_Problem description:_ Restate each line of the listing exactly, without carrying over any pictures.

[Pages as source code]
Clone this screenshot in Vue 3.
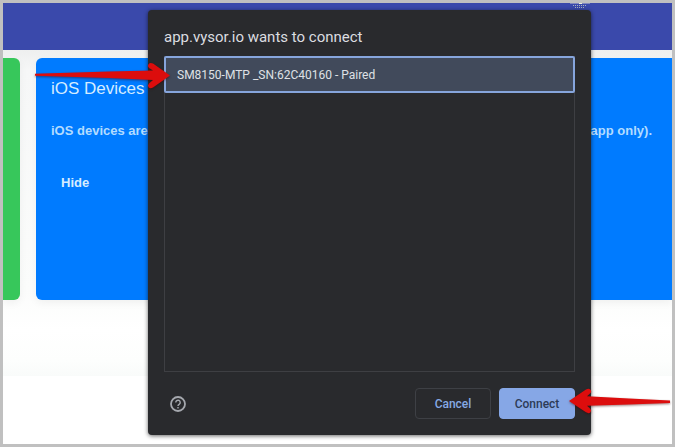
<script setup>
import { ref } from 'vue'

const devices = ref([{ id: 1, label: 'SM8150-MTP _SN:62C40160 - Paired' }])
const selected = ref(1)
</script>

<template>
  <div class="frame">
    <header class="topbar"></header>
    <main class="cards">
      <section class="card card-green"></section>
      <section class="card card-blue">
        <h2>iOS Devices</h2>
        <p><span>iOS devices are</span><span>app only).</span></p>
        <button type="button" class="hide">Hide</button>
      </section>
    </main>
    <div class="footer"></div>

    <svg class="spark" viewBox="0 0 20 6" aria-hidden="true">
      <path d="M0 .5H20" stroke="#8389bd" />
      <path d="M3 2.5H17M5 4.5H15" stroke="#a9b1bd" stroke-dasharray="1 1" />
      <path d="M9 .5h3" stroke="#eef0da" />
    </svg>

    <div class="dialog" role="dialog" aria-labelledby="dialog-title">
      <h1 id="dialog-title">app.vysor.io wants to connect</h1>
      <div class="list">
        <button
          v-for="d in devices"
          :key="d.id"
          type="button"
          class="device"
          :class="{ selected: d.id === selected }"
          @click="selected = d.id"
        >{{ d.label }}</button>
      </div>
      <div class="actions">
        <button type="button" class="help" aria-label="Help">
          <svg viewBox="0 0 16 16" fill="none" stroke="#a5a8ae">
            <circle cx="8" cy="8" r="7" stroke-width="1.8" />
            <path d="M5.8 6.5a2.2 2.2 0 1 1 3.5 1.7C8.5 8.8 8 9.1 8 10" stroke-width="1.4" />
            <path d="M8 11.1v1.4" stroke-width="1.4" />
          </svg>
        </button>
        <button type="button" class="btn cancel">Cancel</button>
        <button type="button" class="btn connect">Connect</button>
      </div>
    </div>

    <svg class="arrow arrow-left" viewBox="0 0 136 28" aria-hidden="true">
      <path d="M1 12.7 75 10.5 119 9.500 115 7Q113 5 114.5 3.2Q116 1.200 119 2.500L136 14.5 119 26.500Q116 28 114.5 26.200Q113 24.5 115 22.5L119 19 75 17 1 14.8Z" />
    </svg>
    <svg class="arrow arrow-right" viewBox="0 0 102 28" aria-hidden="true">
      <path d="M0 14 17 2.500Q20 1 21.5 2.8Q23 5 21 6.5L18 9.200 60 11.500 101 13.5V16L60 17.500 18 18.700 21 21.5Q23 23.500 21.5 25.200Q20 27 17 25.300Z" />
    </svg>
  </div>
</template>

<style>
body {
  background: #fff;
}
</style>

<style scoped>
.frame {
  position: relative;
  box-sizing: border-box;
  min-height: 100vh;
  display: flex;
  flex-direction: column;
  border: 3px solid #c0c0c0;
  overflow: hidden;
  font-family: "Liberation Sans", Arial, sans-serif;
}
button {
  font: inherit;
  margin: 0;
  padding: 0;
  border: 0;
  background: none;
  cursor: pointer;
}
.topbar {
  height: 47px;
  background: #3a49ab;
}
.cards {
  display: flex;
  gap: 16px;
  padding: 8px 0 76px;
  background: linear-gradient(#eeefef, #f6f7f7 20px, #fbfcfb 240px, #fff 280px, #fdfefd 310px, #f9fbfa);
}
.card {
  box-sizing: border-box;
  min-height: 242px;
  box-shadow: 0 3px 8px rgba(0, 0, 0, 0.05);
}
.card-green {
  width: 17px;
  background: #37c75b;
  border-radius: 0 6px 6px 0;
}
.card-blue {
  flex: 1;
  padding: 21px 20px 16px 15px;
  background: #007bff;
  border-radius: 6px 0 0 6px;
  color: #b3dcff;
}
h2 {
  margin: 0;
  font-size: 17px;
  line-height: 20px;
  font-weight: 400;
  color: #d5ecff;
}
.card-blue p {
  display: flex;
  justify-content: space-between;
  margin: 24px 0 0;
  font-size: 13px;
  line-height: 16px;
  font-weight: 700;
}
.hide {
  display: block;
  margin: 36px 0 0 10px;
  font-size: 13px;
  line-height: 16px;
  font-weight: 700;
  color: #d5ecff;
}
.footer {
  flex: 1;
  background: #fff;
}
.spark {
  position: absolute;
  top: 0;
  right: 82px;
  width: 20px;
  height: 6px;
}
.dialog {
  position: absolute;
  top: 7px;
  right: 81px;
  bottom: 9px;
  left: 145px;
  box-sizing: border-box;
  display: flex;
  flex-direction: column;
  padding: 16px;
  border-radius: 4px;
  background: #292a2d;
  box-shadow: 0 1px 4px rgba(0, 0, 0, 0.6);
  font-family: Roboto, sans-serif;
}
h1 {
  margin: 0 0 8px;
  font-size: 15px;
  line-height: 22px;
  font-weight: 400;
  color: #dcdde0;
}
.list {
  flex: 1;
  display: flex;
  flex-direction: column;
  border: 1px solid #3e3f43;
  border-top: 0;
}
.device {
  height: 37px;
  margin: 0 -1px;
  padding: 0 11px;
  border: 2px solid #292a2d;
  border-radius: 2px;
  font-size: 12px;
  text-align: left;
  color: #dfe1e5;
}
.device.selected {
  background: #414a5b;
  border-color: #86a5dc;
}
.actions {
  display: flex;
  align-items: center;
  gap: 8px;
  margin-top: 16px;
}
.help {
  width: 16px;
  height: 16px;
  margin: 0 auto 0 6px;
}
.help svg {
  display: block;
}
.btn {
  box-sizing: border-box;
  width: 76px;
  height: 31px;
  border: 1px solid #3e4045;
  border-radius: 4px;
  font-size: 12px;
  font-weight: 500;
  color: #86a9e4;
}
.connect {
  background: #86a7e6;
  border-color: #86a7e6;
  color: #2d3b57;
}
.arrow {
  position: absolute;
  height: 28px;
  fill: #dc0d0d;
  filter: drop-shadow(0 1px 1px rgba(60, 0, 0, 0.5));
}
.arrow-left {
  top: 58px;
  left: 31px;
  width: 136px;
}
.arrow-right {
  right: 1px;
  bottom: 29px;
  width: 102px;
}
</style>
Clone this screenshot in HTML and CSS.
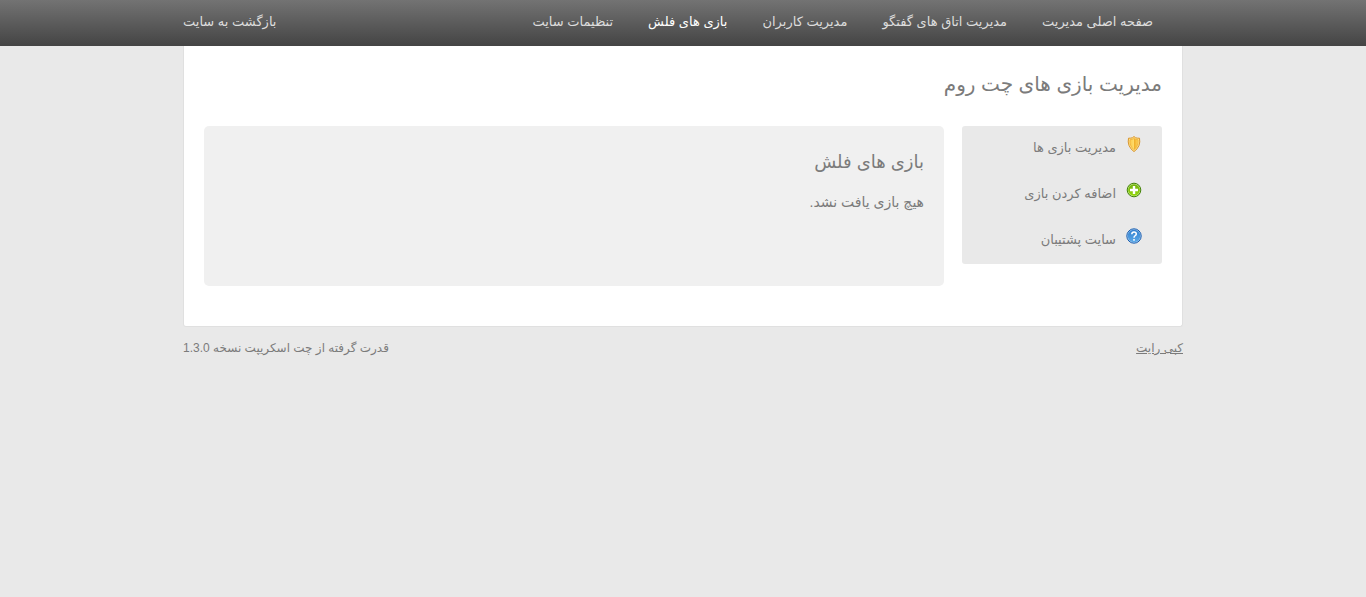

_Answer to this task:_
Clone this screenshot in Vue 3.
<script setup>
import { ref } from 'vue'

const devices = ref([{ id: 1, label: 'SM8150-MTP _SN:62C40160 - Paired' }])
const selected = ref(1)
</script>

<template>
  <div class="frame">
    <header class="topbar"></header>
    <main class="cards">
      <section class="card card-green"></section>
      <section class="card card-blue">
        <h2>iOS Devices</h2>
        <p><span>iOS devices are</span><span>app only).</span></p>
        <button type="button" class="hide">Hide</button>
      </section>
    </main>
    <div class="footer"></div>

    <svg class="spark" viewBox="0 0 20 6" aria-hidden="true">
      <path d="M0 .5H20" stroke="#8389bd" />
      <path d="M3 2.5H17M5 4.5H15" stroke="#a9b1bd" stroke-dasharray="1 1" />
      <path d="M9 .5h3" stroke="#eef0da" />
    </svg>

    <div class="dialog" role="dialog" aria-labelledby="dialog-title">
      <h1 id="dialog-title">app.vysor.io wants to connect</h1>
      <div class="list">
        <button
          v-for="d in devices"
          :key="d.id"
          type="button"
          class="device"
          :class="{ selected: d.id === selected }"
          @click="selected = d.id"
        >{{ d.label }}</button>
      </div>
      <div class="actions">
        <button type="button" class="help" aria-label="Help">
          <svg viewBox="0 0 16 16" fill="none" stroke="#a5a8ae">
            <circle cx="8" cy="8" r="7" stroke-width="1.8" />
            <path d="M5.8 6.5a2.2 2.2 0 1 1 3.5 1.7C8.5 8.8 8 9.1 8 10" stroke-width="1.4" />
            <path d="M8 11.1v1.4" stroke-width="1.4" />
          </svg>
        </button>
        <button type="button" class="btn cancel">Cancel</button>
        <button type="button" class="btn connect">Connect</button>
      </div>
    </div>

    <svg class="arrow arrow-left" viewBox="0 0 136 28" aria-hidden="true">
      <path d="M1 12.7 75 10.5 119 9.500 115 7Q113 5 114.5 3.2Q116 1.200 119 2.500L136 14.5 119 26.500Q116 28 114.5 26.200Q113 24.5 115 22.5L119 19 75 17 1 14.8Z" />
    </svg>
    <svg class="arrow arrow-right" viewBox="0 0 102 28" aria-hidden="true">
      <path d="M0 14 17 2.500Q20 1 21.5 2.8Q23 5 21 6.5L18 9.200 60 11.500 101 13.5V16L60 17.500 18 18.700 21 21.5Q23 23.500 21.5 25.200Q20 27 17 25.300Z" />
    </svg>
  </div>
</template>

<style>
body {
  background: #fff;
}
</style>

<style scoped>
.frame {
  position: relative;
  box-sizing: border-box;
  min-height: 100vh;
  display: flex;
  flex-direction: column;
  border: 3px solid #c0c0c0;
  overflow: hidden;
  font-family: "Liberation Sans", Arial, sans-serif;
}
button {
  font: inherit;
  margin: 0;
  padding: 0;
  border: 0;
  background: none;
  cursor: pointer;
}
.topbar {
  height: 47px;
  background: #3a49ab;
}
.cards {
  display: flex;
  gap: 16px;
  padding: 8px 0 76px;
  background: linear-gradient(#eeefef, #f6f7f7 20px, #fbfcfb 240px, #fff 280px, #fdfefd 310px, #f9fbfa);
}
.card {
  box-sizing: border-box;
  min-height: 242px;
  box-shadow: 0 3px 8px rgba(0, 0, 0, 0.05);
}
.card-green {
  width: 17px;
  background: #37c75b;
  border-radius: 0 6px 6px 0;
}
.card-blue {
  flex: 1;
  padding: 21px 20px 16px 15px;
  background: #007bff;
  border-radius: 6px 0 0 6px;
  color: #b3dcff;
}
h2 {
  margin: 0;
  font-size: 17px;
  line-height: 20px;
  font-weight: 400;
  color: #d5ecff;
}
.card-blue p {
  display: flex;
  justify-content: space-between;
  margin: 24px 0 0;
  font-size: 13px;
  line-height: 16px;
  font-weight: 700;
}
.hide {
  display: block;
  margin: 36px 0 0 10px;
  font-size: 13px;
  line-height: 16px;
  font-weight: 700;
  color: #d5ecff;
}
.footer {
  flex: 1;
  background: #fff;
}
.spark {
  position: absolute;
  top: 0;
  right: 82px;
  width: 20px;
  height: 6px;
}
.dialog {
  position: absolute;
  top: 7px;
  right: 81px;
  bottom: 9px;
  left: 145px;
  box-sizing: border-box;
  display: flex;
  flex-direction: column;
  padding: 16px;
  border-radius: 4px;
  background: #292a2d;
  box-shadow: 0 1px 4px rgba(0, 0, 0, 0.6);
  font-family: Roboto, sans-serif;
}
h1 {
  margin: 0 0 8px;
  font-size: 15px;
  line-height: 22px;
  font-weight: 400;
  color: #dcdde0;
}
.list {
  flex: 1;
  display: flex;
  flex-direction: column;
  border: 1px solid #3e3f43;
  border-top: 0;
}
.device {
  height: 37px;
  margin: 0 -1px;
  padding: 0 11px;
  border: 2px solid #292a2d;
  border-radius: 2px;
  font-size: 12px;
  text-align: left;
  color: #dfe1e5;
}
.device.selected {
  background: #414a5b;
  border-color: #86a5dc;
}
.actions {
  display: flex;
  align-items: center;
  gap: 8px;
  margin-top: 16px;
}
.help {
  width: 16px;
  height: 16px;
  margin: 0 auto 0 6px;
}
.help svg {
  display: block;
}
.btn {
  box-sizing: border-box;
  width: 76px;
  height: 31px;
  border: 1px solid #3e4045;
  border-radius: 4px;
  font-size: 12px;
  font-weight: 500;
  color: #86a9e4;
}
.connect {
  background: #86a7e6;
  border-color: #86a7e6;
  color: #2d3b57;
}
.arrow {
  position: absolute;
  height: 28px;
  fill: #dc0d0d;
  filter: drop-shadow(0 1px 1px rgba(60, 0, 0, 0.5));
}
.arrow-left {
  top: 58px;
  left: 31px;
  width: 136px;
}
.arrow-right {
  right: 1px;
  bottom: 29px;
  width: 102px;
}
</style>
Clone this screenshot in HTML and CSS.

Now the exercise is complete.